▶ _What needs to be done_
Locate each line below that includes "index" and reproduce it.

▶ _Data extract_
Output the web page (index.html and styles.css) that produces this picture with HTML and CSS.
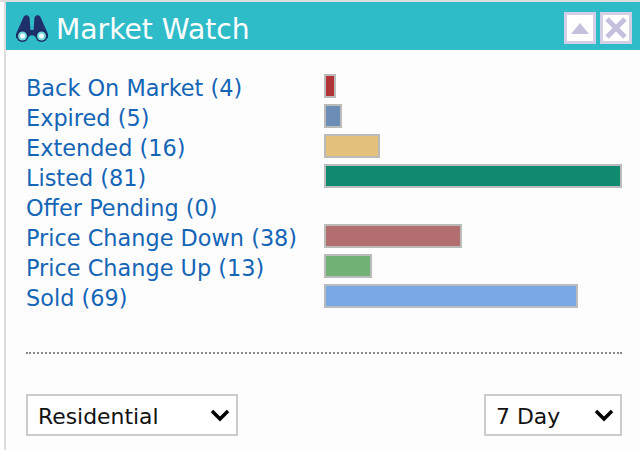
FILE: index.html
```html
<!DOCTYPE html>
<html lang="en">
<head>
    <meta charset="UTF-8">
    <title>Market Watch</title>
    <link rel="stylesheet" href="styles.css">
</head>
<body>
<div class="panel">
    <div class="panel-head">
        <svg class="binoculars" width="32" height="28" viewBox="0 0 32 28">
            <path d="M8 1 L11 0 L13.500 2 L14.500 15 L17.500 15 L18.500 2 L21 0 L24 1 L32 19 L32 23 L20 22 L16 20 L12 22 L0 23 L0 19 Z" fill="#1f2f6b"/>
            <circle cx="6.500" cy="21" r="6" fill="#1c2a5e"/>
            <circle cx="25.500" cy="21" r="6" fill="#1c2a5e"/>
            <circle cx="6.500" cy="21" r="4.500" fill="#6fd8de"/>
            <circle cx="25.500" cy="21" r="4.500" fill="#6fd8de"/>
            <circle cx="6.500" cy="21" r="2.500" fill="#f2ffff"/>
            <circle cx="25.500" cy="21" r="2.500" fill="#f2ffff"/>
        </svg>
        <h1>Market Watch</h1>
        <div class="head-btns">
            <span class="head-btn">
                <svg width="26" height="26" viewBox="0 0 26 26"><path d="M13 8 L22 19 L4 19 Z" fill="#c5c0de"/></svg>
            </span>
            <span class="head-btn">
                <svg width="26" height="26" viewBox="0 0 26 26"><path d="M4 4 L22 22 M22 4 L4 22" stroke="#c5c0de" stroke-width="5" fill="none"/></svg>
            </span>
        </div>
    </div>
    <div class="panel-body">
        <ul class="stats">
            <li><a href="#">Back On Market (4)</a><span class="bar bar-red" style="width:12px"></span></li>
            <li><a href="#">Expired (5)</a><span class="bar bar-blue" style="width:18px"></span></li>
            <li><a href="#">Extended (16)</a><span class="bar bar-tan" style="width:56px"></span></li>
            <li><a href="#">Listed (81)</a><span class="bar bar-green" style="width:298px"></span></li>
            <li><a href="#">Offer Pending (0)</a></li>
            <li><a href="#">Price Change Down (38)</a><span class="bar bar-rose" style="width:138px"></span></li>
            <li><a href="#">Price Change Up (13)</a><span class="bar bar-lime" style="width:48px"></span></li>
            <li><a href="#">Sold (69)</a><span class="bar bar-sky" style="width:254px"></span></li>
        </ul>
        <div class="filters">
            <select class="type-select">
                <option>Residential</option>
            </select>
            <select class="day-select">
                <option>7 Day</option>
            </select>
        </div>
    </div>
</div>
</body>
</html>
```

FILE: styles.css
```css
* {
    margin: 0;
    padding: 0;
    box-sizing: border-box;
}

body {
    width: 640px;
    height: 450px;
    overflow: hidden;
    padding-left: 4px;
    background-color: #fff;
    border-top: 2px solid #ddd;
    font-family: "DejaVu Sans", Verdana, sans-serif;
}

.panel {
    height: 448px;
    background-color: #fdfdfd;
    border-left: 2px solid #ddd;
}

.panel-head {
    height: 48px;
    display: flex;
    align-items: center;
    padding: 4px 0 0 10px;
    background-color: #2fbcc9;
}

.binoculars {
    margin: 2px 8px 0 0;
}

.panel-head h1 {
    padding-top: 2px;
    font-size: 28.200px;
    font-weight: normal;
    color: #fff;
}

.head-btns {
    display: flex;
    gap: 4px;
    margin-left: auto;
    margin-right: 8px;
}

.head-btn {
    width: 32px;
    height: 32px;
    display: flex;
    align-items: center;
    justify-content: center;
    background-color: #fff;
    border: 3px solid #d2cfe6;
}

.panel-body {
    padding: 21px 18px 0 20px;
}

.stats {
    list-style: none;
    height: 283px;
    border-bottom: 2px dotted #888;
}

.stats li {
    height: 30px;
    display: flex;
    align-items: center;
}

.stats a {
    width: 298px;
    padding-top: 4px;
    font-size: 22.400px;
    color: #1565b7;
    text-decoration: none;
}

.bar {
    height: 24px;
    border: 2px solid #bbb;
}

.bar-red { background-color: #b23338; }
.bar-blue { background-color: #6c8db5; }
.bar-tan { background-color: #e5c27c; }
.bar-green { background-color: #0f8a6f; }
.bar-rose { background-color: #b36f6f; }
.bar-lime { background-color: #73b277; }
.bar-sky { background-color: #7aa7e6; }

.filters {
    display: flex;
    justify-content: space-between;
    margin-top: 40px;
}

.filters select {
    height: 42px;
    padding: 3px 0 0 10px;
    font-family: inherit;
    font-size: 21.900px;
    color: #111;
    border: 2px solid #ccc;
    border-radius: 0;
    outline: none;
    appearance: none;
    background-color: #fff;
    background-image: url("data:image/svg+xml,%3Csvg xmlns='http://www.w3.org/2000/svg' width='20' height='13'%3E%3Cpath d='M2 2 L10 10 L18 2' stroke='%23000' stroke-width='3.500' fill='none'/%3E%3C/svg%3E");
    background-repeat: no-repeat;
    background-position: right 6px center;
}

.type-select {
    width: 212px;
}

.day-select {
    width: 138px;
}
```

▶ _Solution to this problem_
Output the web page (index.html and styles.css) that produces this picture with HTML and CSS.
FILE: index.html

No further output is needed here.